**WRITTEN PROBLEM:**
All of the material below is to be restated word for word, apart from the pictures.

--*--

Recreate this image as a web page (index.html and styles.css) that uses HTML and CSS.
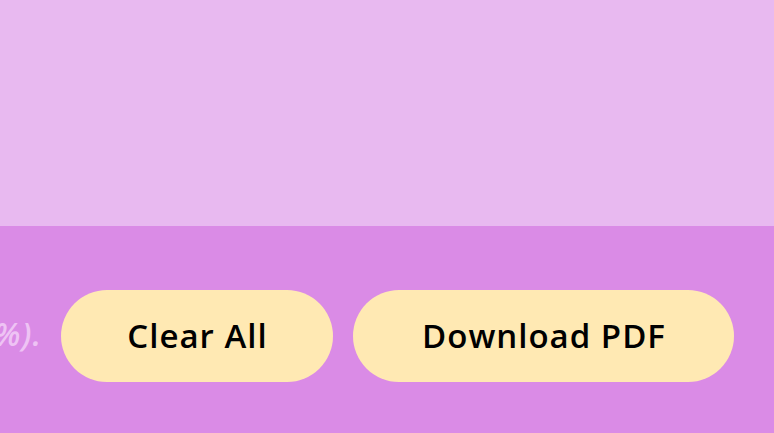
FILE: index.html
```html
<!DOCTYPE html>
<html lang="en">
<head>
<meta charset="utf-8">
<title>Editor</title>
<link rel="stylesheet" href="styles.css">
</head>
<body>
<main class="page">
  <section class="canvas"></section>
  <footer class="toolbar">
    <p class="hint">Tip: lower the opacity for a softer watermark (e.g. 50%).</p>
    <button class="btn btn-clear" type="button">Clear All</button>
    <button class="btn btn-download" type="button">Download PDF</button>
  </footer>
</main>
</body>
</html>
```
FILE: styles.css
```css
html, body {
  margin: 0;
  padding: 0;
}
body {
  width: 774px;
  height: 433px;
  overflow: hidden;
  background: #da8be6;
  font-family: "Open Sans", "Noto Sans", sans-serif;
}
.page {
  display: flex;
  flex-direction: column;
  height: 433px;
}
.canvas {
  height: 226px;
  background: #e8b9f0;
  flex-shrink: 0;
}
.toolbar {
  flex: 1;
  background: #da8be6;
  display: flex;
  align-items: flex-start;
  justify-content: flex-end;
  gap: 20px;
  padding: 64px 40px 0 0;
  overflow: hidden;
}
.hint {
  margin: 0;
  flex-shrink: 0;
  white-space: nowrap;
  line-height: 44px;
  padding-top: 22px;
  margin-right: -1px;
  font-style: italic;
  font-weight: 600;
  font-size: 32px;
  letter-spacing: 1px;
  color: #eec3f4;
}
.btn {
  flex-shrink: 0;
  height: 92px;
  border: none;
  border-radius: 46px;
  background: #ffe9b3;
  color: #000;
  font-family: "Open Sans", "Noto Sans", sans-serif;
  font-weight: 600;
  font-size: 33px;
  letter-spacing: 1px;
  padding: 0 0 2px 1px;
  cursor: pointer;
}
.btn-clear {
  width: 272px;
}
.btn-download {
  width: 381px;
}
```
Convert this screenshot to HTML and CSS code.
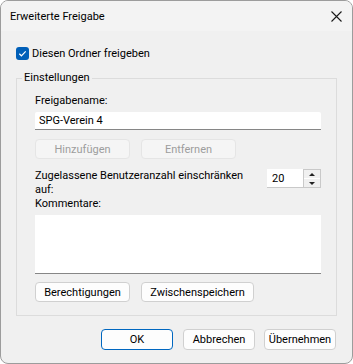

--*--

**WRITTEN RESPONSE:**
Recreate this image as a web page (index.html and styles.css) that uses HTML and CSS.
FILE: index.html
```html
<!DOCTYPE html>
<html lang="en">
<head>
<meta charset="utf-8">
<title>Editor</title>
<link rel="stylesheet" href="styles.css">
</head>
<body>
<main class="page">
  <section class="canvas"></section>
  <footer class="toolbar">
    <p class="hint">Tip: lower the opacity for a softer watermark (e.g. 50%).</p>
    <button class="btn btn-clear" type="button">Clear All</button>
    <button class="btn btn-download" type="button">Download PDF</button>
  </footer>
</main>
</body>
</html>
```
FILE: styles.css
```css
html, body {
  margin: 0;
  padding: 0;
}
body {
  width: 774px;
  height: 433px;
  overflow: hidden;
  background: #da8be6;
  font-family: "Open Sans", "Noto Sans", sans-serif;
}
.page {
  display: flex;
  flex-direction: column;
  height: 433px;
}
.canvas {
  height: 226px;
  background: #e8b9f0;
  flex-shrink: 0;
}
.toolbar {
  flex: 1;
  background: #da8be6;
  display: flex;
  align-items: flex-start;
  justify-content: flex-end;
  gap: 20px;
  padding: 64px 40px 0 0;
  overflow: hidden;
}
.hint {
  margin: 0;
  flex-shrink: 0;
  white-space: nowrap;
  line-height: 44px;
  padding-top: 22px;
  margin-right: -1px;
  font-style: italic;
  font-weight: 600;
  font-size: 32px;
  letter-spacing: 1px;
  color: #eec3f4;
}
.btn {
  flex-shrink: 0;
  height: 92px;
  border: none;
  border-radius: 46px;
  background: #ffe9b3;
  color: #000;
  font-family: "Open Sans", "Noto Sans", sans-serif;
  font-weight: 600;
  font-size: 33px;
  letter-spacing: 1px;
  padding: 0 0 2px 1px;
  cursor: pointer;
}
.btn-clear {
  width: 272px;
}
.btn-download {
  width: 381px;
}
```
Convert this screenshot to HTML and CSS code.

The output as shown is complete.